One of the things I'd like to do with RScheme is build a real-time
multimedia database system, where the interesting rich data structures
are in the GC'd heap.  Other data structures are in files, managed
with finalizers.  The idea is that the interesting, rich data structures
are in RAM at all times, managed by a hard-real-time GC.  Large, regular
volumes of data are out on disk somewhere, with file access methods ensuring
real-time delivery of streams of dumb (byte) data.  We have three levels
of real-time here: 

   1. No program pauses of more than about two milliseconds, so that
      we can process individual frames of 15 FPS interactive graphics
      in the language, rather than in low-level drivers.  (We can also
      handle interrupts in the GC'd language, if they are guaranteed
      not to come more than one per a few milliseconds... e.g., "disk
      data ready" interrupts, network are-you-alive pings with 10 msec
      timeouts, etc.)

   2. No program slowdowns of more than about 50% over any period of
      5 milliseconds---e.g., if you get a two millisecond GC pause,
      you *won't* get one again for at least another two milliseconds.

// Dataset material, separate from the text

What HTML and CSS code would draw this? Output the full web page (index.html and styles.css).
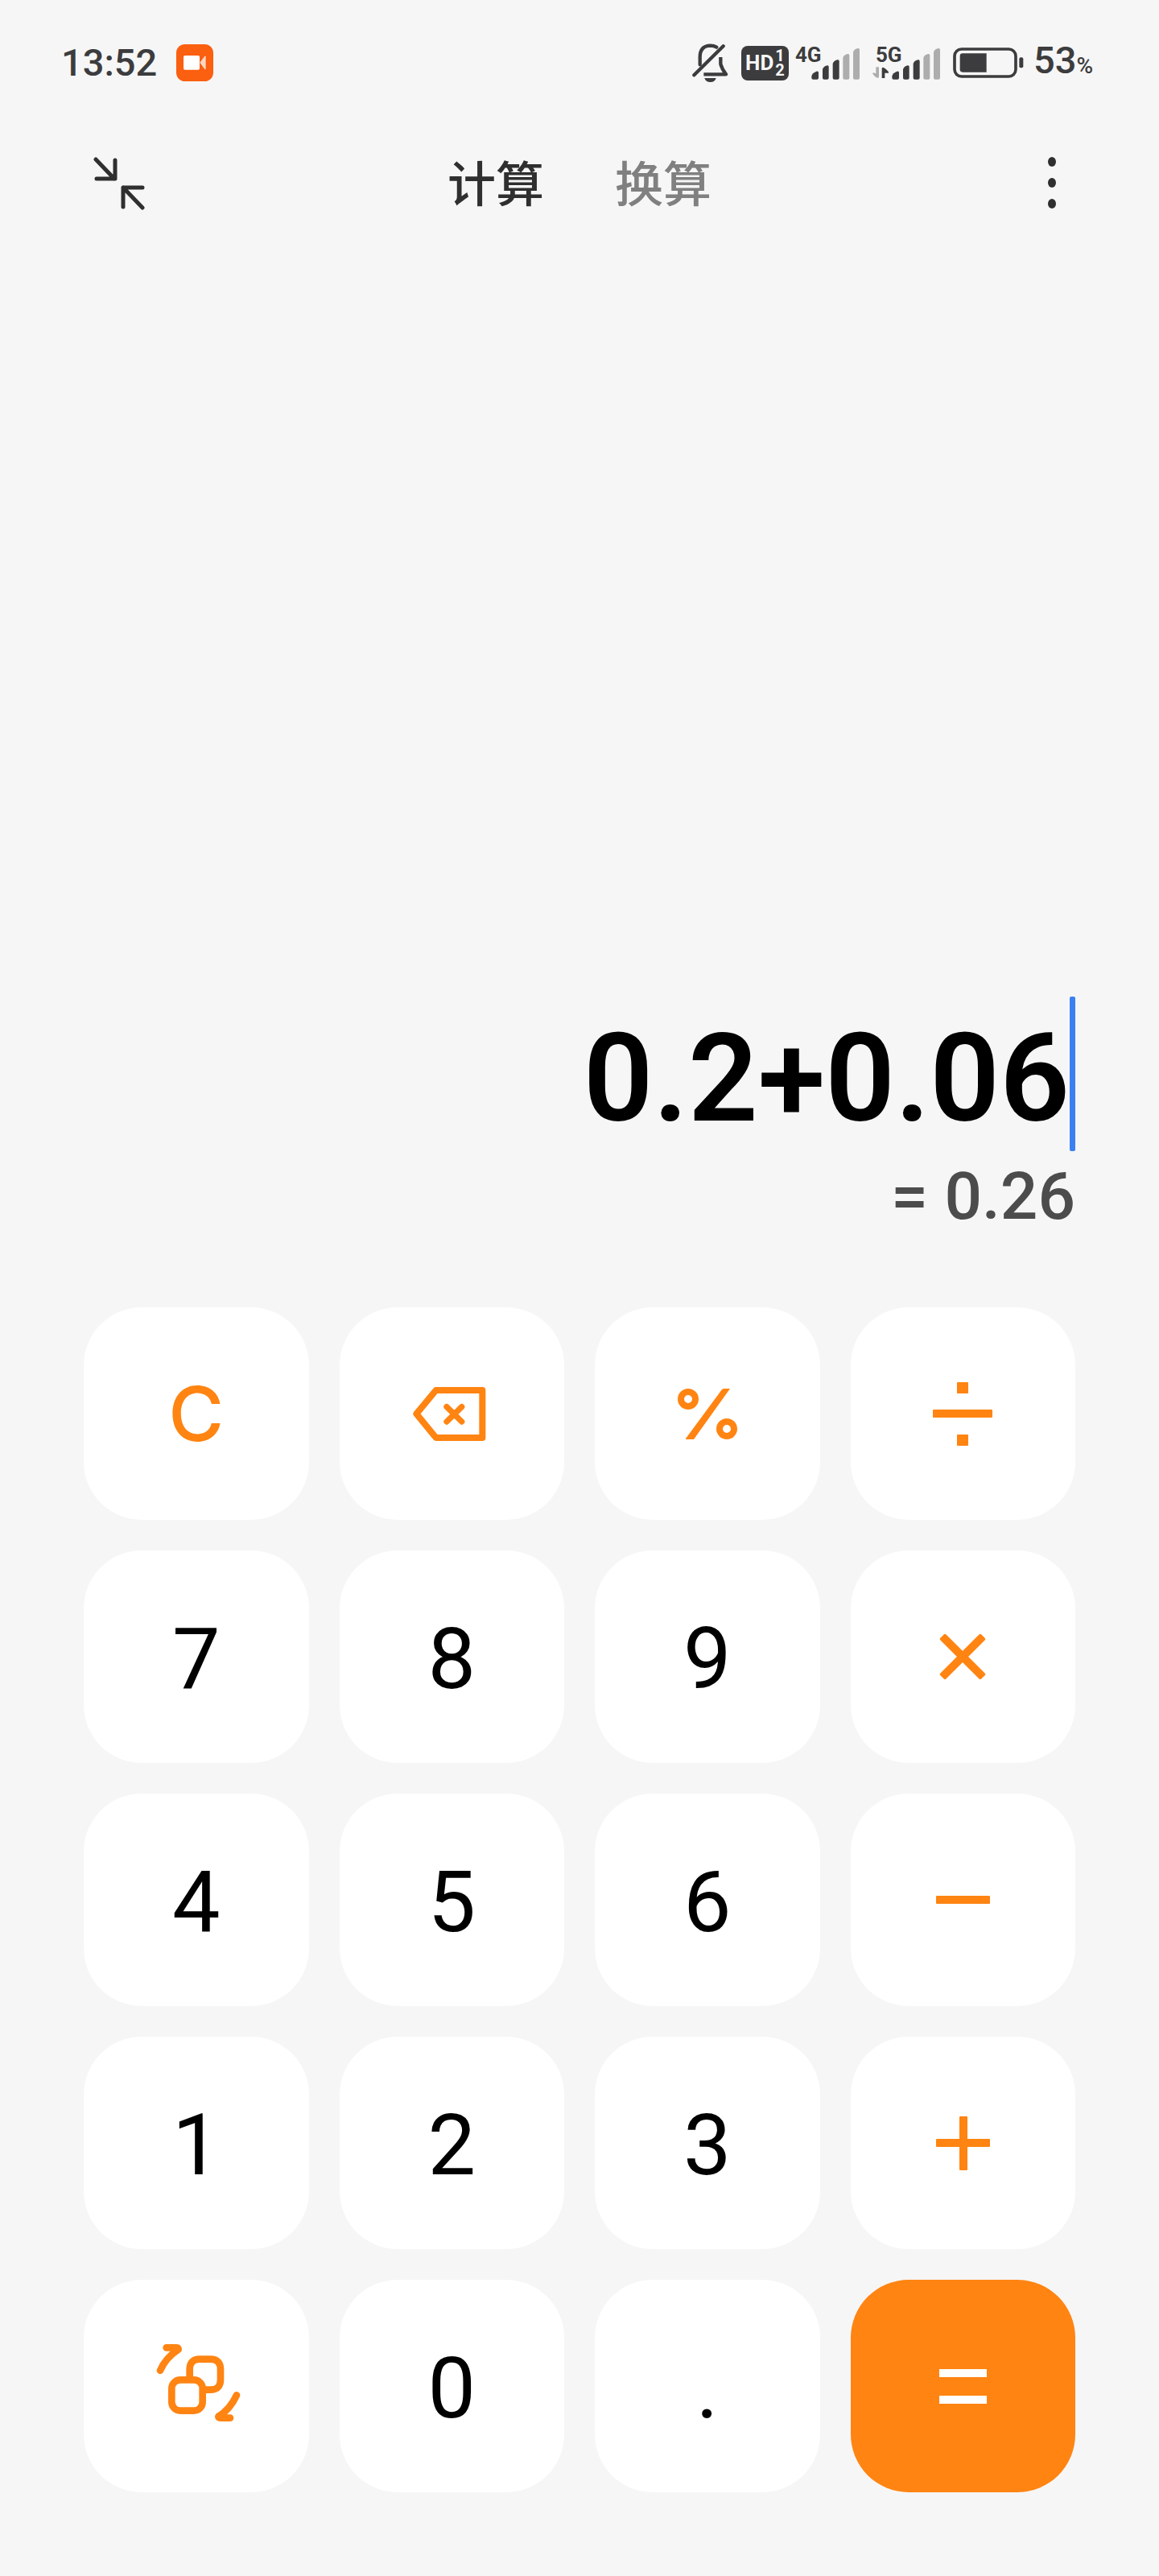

   3. Once a connection is made (to a file stream or socket or whatever),
      it delivers data at some guaranteed rate like 100KB a second.

We want to be able to write sophisticated programs that index data,
set up and break down connections, schedule media delivery, and so on,
in a hard-real-time-GC'd language.  This GC'd kernel also manages
external resources, partly via finalizers.

For this kind of application, we can ensure that finalizers execute in a
timely manner, because the GC'd heap is small and can be fully GC'd in
bounded time, on a regular schedule if need be.  This ensures that
finalizers execute within a couple of GC cycles after finalizable objects
become garbage.

This is the kind of thing that will work fine, but you have to know what
you're doing when you build it.  You may decide *not* to use the generational
version of our GC, because it doesn't put as tight a bound on the (temporal)
conservatism of the GC.  If you want prompt finalizers, use the
non-generational GC, bound the amount of live data in the heap, and run
your GC fast enough to meet your deadlines.

Notice that for this application, we may be able to provide very hard
bounds on the time that finalizable objects go unfinalized.  For example,
if we have only a few MB of data on the heap, but may have gigabytes
worth of large files on disk managed with finalizers, we may ensure that
the disk space wasted by the GC is bounded.  Suppose we do a full
incremental GC once every 15 seconds, to ensure that we get all garbage
files back within 30 seconds.

Disk data can only be written to disk at a few MB a second, so in that
30-second time window we can only write a few tens of megabytes of data
to disk.  Anything that's garbage is detected and freed withing 30 seconds,
so we can only write about 100 MB of stuff to disk before all the older
garbage is reclaimed---we never waste more than 100 MB of disk, or never
for more than 30 seconds.  (Note the "or" there, not an "and".  We may
waste storage for a 1 GB file for 30 seconds after it becomes garbage,
but if we already wrote it to disk, we must have had that disk space when
we did it.  In the meantime, we may have written another 100 MB of
undetected garbage files to disk.  So we only need about 100 MB of
"headroom" to make sure that our peak memory usage doesn't exceed the
disk capacity.  Any time we exceed that, we'd have exceeded a 100 MB
smaller disk capacity even if we reclaimed all garbage immediately.)

The real point of the above example is that proving resource bounds
requires understanding of the program using the resources, and the
system managing the resources, but that doesn't mean it can't be done
in a GC'd language, and it doesn't mean it can't be done using
finalizers.  If you need prompter finalizers, you may be out of luck,
but to say that "finalizers are no good if they're not immediate" is
too strong.

To get back to agreeing with Hans's points, it's also too strong to say 
that if there's not a strict guarantee of promptness, finalizers are
useless.  You may have to do system-dependent things to make your
finalizers "prompt enough" for your purpose---e.g., forcing full GC's
every now and then, rather than just letting them happen when the
oldest generation fills up---but any time you do something resource-critical,
you have to think harder.  Most people don't bother to think that hard
until they find out they need to, and rightly so.

I think it's perfectly reasonable to have finalizers that don't have
any particular guarantee of promptness, at least at the *normal*
programming language level.  Most programs will never notice, and if
they run into a bad case, they can be debugged.  If you're doing something
mission-critical, you're going to have to work out the interactions
between your program and the language implementation anyway.